### SUPPLIED DATA ###

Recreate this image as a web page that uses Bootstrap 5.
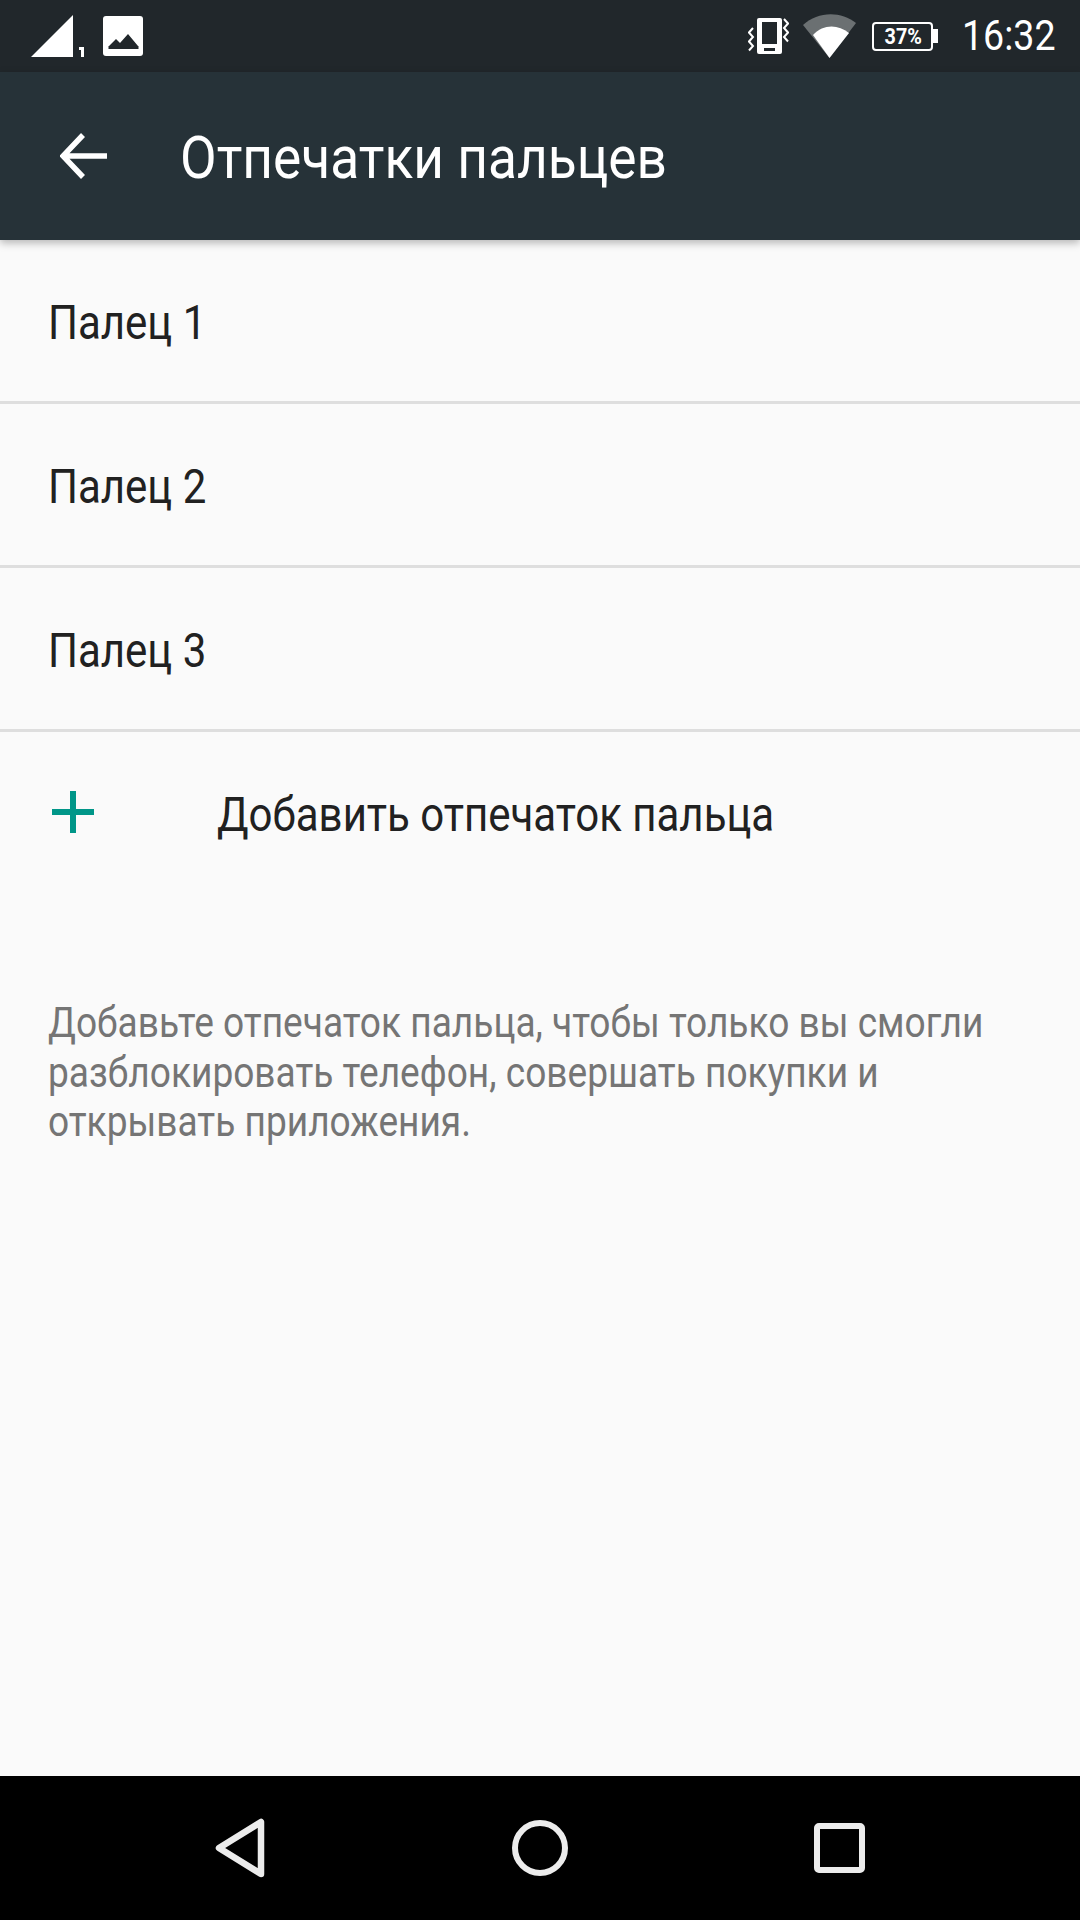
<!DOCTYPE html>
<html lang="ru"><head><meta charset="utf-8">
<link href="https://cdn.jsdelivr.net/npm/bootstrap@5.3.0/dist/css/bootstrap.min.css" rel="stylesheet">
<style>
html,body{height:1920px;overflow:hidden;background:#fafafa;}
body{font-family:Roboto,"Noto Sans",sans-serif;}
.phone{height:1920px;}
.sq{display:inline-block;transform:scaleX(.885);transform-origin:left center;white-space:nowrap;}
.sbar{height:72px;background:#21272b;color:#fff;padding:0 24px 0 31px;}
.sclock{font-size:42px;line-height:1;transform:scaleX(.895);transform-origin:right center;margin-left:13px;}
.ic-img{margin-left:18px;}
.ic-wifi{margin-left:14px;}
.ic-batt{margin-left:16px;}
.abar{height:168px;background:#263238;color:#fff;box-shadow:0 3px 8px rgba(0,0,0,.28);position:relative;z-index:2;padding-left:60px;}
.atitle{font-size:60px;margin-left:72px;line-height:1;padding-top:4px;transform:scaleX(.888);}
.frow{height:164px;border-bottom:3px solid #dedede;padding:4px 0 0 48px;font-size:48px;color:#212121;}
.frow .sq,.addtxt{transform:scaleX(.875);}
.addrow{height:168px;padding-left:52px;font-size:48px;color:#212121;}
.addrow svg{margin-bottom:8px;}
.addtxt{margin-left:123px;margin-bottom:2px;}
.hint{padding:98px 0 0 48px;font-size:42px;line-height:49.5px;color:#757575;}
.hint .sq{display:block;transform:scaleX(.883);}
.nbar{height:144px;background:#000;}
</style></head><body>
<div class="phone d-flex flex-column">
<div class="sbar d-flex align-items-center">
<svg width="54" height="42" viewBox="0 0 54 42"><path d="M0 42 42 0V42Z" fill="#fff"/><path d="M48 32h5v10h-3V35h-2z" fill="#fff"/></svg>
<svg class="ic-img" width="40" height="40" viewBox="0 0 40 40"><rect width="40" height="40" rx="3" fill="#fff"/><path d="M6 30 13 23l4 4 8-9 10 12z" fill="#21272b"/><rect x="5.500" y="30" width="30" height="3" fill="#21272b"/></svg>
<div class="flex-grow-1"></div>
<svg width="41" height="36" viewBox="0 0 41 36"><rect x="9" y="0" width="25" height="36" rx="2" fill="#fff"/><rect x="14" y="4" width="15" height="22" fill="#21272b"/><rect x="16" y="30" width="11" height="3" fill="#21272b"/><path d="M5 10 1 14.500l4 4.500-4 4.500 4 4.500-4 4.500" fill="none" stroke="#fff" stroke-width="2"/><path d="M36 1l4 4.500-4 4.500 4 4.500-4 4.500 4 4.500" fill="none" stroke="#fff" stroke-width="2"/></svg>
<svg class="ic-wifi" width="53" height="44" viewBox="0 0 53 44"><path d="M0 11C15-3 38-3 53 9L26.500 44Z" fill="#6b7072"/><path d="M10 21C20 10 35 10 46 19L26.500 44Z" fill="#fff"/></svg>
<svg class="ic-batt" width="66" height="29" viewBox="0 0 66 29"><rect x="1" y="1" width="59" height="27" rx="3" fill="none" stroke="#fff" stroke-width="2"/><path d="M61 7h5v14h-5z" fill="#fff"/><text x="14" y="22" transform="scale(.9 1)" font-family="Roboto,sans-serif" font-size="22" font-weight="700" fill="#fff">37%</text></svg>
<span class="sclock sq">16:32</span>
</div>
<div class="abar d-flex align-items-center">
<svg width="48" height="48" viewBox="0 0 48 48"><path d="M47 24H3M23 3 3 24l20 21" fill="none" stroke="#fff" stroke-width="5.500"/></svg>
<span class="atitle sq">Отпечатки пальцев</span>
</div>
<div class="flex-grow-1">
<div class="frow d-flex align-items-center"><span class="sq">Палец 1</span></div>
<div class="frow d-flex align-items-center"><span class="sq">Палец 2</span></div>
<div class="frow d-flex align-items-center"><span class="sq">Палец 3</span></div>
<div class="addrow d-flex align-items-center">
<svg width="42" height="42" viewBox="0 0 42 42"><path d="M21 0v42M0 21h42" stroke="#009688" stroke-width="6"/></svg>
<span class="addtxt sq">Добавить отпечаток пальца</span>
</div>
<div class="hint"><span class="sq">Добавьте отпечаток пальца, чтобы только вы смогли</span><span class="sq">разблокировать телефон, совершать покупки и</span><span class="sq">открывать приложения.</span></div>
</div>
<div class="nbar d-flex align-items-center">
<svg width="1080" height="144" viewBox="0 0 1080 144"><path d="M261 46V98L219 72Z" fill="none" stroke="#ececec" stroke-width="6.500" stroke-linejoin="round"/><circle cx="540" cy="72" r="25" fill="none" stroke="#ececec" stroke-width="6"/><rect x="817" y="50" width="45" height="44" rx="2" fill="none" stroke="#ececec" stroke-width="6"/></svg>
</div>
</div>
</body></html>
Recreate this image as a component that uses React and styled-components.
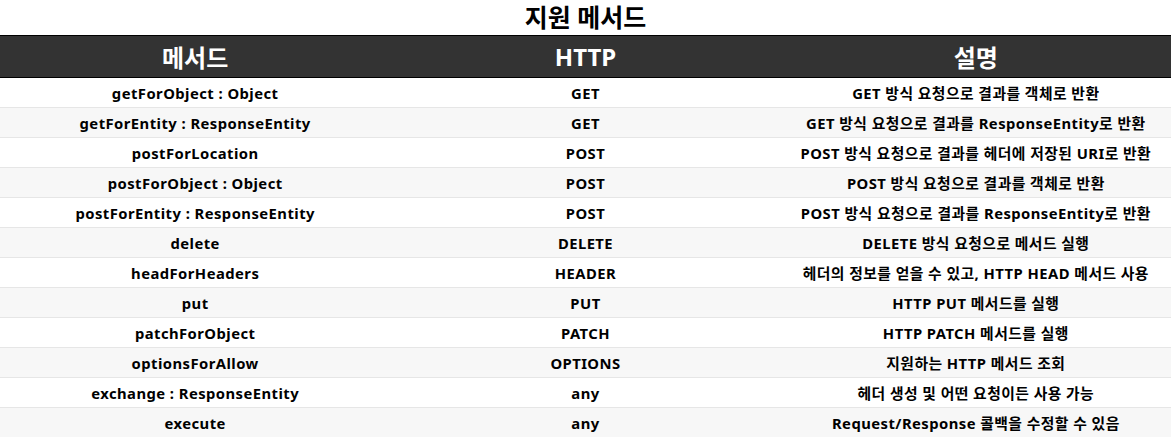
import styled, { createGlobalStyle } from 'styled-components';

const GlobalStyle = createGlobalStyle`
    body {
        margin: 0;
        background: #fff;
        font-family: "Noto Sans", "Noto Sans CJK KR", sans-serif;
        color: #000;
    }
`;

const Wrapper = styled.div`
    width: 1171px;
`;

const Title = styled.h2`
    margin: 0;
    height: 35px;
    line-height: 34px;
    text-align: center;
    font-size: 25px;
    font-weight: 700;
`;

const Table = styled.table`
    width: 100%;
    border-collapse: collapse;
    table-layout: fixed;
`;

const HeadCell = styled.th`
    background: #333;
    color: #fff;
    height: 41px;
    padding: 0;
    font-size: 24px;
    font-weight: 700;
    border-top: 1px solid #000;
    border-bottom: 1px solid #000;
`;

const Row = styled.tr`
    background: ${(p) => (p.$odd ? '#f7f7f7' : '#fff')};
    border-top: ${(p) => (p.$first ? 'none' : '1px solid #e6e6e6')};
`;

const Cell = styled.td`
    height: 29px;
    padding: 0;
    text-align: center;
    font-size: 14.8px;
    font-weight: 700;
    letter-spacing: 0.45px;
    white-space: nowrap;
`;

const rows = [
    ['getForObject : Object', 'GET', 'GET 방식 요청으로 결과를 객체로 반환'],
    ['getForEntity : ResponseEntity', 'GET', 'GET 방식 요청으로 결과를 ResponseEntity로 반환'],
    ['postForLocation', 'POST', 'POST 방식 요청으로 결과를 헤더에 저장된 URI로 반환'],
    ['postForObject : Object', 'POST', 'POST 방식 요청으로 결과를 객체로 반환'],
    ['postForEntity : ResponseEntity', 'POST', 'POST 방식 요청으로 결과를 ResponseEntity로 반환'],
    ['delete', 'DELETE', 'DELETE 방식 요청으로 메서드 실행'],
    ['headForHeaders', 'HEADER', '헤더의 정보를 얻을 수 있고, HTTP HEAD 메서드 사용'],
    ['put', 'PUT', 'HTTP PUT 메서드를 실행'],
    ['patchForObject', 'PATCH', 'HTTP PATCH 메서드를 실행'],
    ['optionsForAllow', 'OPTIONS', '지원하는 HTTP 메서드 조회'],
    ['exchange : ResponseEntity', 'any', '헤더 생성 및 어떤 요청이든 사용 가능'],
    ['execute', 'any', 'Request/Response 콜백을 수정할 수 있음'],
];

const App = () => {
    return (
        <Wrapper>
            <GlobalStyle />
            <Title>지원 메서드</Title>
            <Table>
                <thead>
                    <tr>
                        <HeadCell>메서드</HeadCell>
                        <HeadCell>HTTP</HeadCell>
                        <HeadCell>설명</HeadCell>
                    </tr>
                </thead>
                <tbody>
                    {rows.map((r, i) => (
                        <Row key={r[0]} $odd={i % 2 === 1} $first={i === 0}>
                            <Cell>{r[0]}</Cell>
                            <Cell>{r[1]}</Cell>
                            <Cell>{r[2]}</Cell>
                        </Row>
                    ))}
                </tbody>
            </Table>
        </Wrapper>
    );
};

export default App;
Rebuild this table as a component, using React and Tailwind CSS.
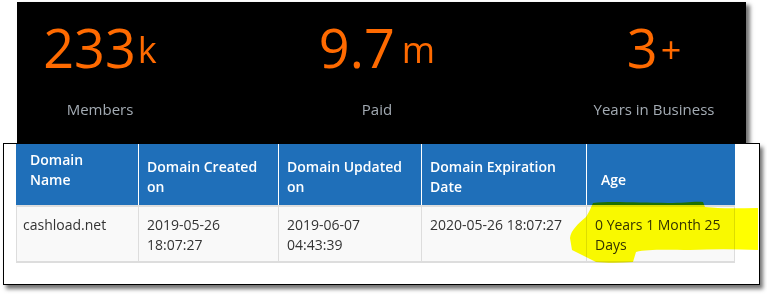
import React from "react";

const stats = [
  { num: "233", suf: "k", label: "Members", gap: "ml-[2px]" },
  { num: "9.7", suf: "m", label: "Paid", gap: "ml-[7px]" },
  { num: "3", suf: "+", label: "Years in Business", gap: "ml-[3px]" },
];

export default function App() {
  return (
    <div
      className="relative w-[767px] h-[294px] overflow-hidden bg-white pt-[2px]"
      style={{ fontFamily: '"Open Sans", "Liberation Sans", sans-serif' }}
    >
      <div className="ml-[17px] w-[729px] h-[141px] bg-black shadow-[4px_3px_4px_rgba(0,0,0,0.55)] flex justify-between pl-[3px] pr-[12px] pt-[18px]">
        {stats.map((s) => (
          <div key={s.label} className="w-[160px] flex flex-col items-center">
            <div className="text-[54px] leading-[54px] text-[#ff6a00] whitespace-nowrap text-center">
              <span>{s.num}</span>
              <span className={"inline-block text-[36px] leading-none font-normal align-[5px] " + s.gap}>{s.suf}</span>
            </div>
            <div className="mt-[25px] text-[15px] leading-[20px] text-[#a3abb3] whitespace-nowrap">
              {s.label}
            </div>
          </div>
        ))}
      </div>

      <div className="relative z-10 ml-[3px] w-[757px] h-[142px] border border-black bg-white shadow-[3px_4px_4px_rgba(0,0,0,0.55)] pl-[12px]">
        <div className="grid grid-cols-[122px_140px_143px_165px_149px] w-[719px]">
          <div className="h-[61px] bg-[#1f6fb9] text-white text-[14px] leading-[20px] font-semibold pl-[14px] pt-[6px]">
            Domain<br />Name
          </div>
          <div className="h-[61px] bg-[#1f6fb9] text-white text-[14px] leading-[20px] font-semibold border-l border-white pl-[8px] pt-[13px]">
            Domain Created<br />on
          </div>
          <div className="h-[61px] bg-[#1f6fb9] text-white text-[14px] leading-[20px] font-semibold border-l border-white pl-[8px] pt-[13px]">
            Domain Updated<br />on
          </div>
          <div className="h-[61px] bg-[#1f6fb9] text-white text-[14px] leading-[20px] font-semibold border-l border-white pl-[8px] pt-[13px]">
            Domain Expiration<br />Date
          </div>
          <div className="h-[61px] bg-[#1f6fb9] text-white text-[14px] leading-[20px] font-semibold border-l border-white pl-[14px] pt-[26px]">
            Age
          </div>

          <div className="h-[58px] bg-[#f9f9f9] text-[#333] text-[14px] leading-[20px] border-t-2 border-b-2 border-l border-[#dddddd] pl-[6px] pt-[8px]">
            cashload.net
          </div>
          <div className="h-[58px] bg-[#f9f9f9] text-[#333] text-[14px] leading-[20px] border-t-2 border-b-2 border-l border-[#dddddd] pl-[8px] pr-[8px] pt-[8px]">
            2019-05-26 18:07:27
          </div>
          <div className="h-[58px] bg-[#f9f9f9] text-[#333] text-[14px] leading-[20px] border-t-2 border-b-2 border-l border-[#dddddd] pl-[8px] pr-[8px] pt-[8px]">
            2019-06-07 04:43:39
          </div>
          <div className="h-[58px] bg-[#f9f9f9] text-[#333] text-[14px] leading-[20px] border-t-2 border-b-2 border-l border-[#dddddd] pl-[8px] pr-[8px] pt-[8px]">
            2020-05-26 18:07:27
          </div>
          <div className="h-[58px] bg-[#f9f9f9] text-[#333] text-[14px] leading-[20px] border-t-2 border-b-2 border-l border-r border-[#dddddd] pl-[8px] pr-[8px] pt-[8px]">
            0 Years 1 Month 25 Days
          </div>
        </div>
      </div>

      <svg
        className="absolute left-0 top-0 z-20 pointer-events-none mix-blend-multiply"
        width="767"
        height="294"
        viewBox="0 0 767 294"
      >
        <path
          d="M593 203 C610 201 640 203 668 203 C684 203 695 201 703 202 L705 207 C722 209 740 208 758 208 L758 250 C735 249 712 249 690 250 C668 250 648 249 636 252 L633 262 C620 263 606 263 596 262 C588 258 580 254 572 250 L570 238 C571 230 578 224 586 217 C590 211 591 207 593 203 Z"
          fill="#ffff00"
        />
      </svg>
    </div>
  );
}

###

=== WORK INSTRUCTIONS ===
Copy all lines from the entries that contain the word "styled".

=== REPLY TO THE EXERCISE ===
Recreate this image as a component that uses React and styled-components.
import styled, { createGlobalStyle } from 'styled-components';
const Wrapper = styled.div`
const Title = styled.h2`
const Table = styled.table`
const HeadCell = styled.th`
const Row = styled.tr`
const Cell = styled.td`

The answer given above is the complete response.